The simplest strategy is to set a far-future Expires header and maximum cache time header (Cache-Control: max-age= ) for a given URL, and if the thing you serve changes, use a new URL. The simplest may be to have your application load its CSS and Javascript with a suffix on the URL like ?rev=version where version is some counter or version number that changes with each release. New URL? New cache entry. The old one will fade away with disuse, the user’s computer and any CDN you use can clean up using last access times, and everything gets happy. This technique is often referred to as ‘cache-breaking’.
Now for the interesting tension: the optimum caching for a repeated-use application is at odds with the optimum technique for “time to first paint,” the time it takes to have enough information on hand for the computer to actually draw the screen the user sees for the first time.
The more you move out of the plain HTML, the more resources are external and well-cached, the less has to be loaded on a repeated hit to the application, and only the initial startup page has to be loaded.
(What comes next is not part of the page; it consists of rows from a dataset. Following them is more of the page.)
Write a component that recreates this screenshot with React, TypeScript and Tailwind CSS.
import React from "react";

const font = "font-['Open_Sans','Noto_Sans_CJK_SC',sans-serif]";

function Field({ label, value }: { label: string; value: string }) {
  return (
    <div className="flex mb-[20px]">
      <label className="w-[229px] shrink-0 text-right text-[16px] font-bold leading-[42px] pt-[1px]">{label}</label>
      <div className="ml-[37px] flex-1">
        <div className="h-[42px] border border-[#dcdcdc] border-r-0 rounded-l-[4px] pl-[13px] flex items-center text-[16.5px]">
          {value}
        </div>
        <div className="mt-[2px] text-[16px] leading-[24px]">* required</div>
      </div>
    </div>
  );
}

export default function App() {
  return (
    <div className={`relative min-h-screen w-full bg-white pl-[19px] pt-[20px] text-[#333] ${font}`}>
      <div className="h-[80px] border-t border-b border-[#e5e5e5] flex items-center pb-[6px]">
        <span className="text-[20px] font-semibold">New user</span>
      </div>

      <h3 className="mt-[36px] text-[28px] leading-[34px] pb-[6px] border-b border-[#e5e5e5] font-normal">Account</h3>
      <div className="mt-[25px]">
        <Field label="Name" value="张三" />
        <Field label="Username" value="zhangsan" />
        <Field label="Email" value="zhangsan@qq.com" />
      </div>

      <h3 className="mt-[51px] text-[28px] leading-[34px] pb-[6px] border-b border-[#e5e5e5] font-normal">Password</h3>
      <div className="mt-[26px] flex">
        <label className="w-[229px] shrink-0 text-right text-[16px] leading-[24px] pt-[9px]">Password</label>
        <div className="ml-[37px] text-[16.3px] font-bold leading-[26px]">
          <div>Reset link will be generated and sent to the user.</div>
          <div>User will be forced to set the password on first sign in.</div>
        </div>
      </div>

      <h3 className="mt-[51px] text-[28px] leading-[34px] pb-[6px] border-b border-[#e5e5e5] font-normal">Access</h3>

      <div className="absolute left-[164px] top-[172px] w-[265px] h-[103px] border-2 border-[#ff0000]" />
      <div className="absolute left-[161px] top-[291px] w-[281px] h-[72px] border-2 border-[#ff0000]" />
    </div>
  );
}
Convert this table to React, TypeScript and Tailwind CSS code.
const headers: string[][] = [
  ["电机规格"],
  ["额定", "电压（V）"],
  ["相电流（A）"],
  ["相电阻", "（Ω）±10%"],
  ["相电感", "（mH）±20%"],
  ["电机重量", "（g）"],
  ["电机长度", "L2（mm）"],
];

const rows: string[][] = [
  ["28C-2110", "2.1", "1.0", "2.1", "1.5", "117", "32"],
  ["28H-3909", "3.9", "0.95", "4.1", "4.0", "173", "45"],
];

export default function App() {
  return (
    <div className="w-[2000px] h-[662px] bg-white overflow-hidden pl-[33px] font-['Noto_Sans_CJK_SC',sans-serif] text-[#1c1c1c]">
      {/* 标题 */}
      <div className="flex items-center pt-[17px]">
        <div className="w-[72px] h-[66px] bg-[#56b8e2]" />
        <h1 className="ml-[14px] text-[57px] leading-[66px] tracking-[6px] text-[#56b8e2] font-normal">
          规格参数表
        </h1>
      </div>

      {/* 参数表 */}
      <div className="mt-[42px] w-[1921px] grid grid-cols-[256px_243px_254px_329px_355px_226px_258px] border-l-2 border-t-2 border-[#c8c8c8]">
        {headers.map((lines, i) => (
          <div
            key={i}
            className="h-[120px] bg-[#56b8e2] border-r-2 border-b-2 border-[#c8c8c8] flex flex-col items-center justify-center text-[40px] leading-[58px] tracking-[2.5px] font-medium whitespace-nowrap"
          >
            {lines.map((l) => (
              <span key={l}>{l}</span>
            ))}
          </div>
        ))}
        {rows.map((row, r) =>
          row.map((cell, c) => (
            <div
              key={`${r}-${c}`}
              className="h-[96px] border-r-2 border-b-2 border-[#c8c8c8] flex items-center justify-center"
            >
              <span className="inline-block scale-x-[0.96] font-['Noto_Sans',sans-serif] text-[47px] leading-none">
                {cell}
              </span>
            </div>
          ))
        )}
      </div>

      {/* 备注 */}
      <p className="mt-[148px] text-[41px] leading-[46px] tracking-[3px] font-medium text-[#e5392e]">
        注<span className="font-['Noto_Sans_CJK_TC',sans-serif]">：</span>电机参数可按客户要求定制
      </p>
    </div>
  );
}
However, each of those things moved out of the page and into external, read-once and cache forever resources is another HTTP round-trip for the initial page load. This means the access pattern matters. A font shared across domains (like Google Fonts) is more likely to already be in cache. A script loaded from a CDN in a common location is too. However, if it’s not, that’s another HTTP request to fetch it, and for things that block the render, that can be a deal-breaker. The more that’s bundled together, the more that has to be downloaded if something changes or a new version is used. The more things are separated into separate requests, the slower the initial page load, thanks to our friend, the speed of light.
This means marketing sites and things all about the first contact with customers are likely to need to be optimized one way, while repeated-use applications need to be treated another way. This even trickles into design, where separating those use cases into separate pages can make the optimization case that much clearer.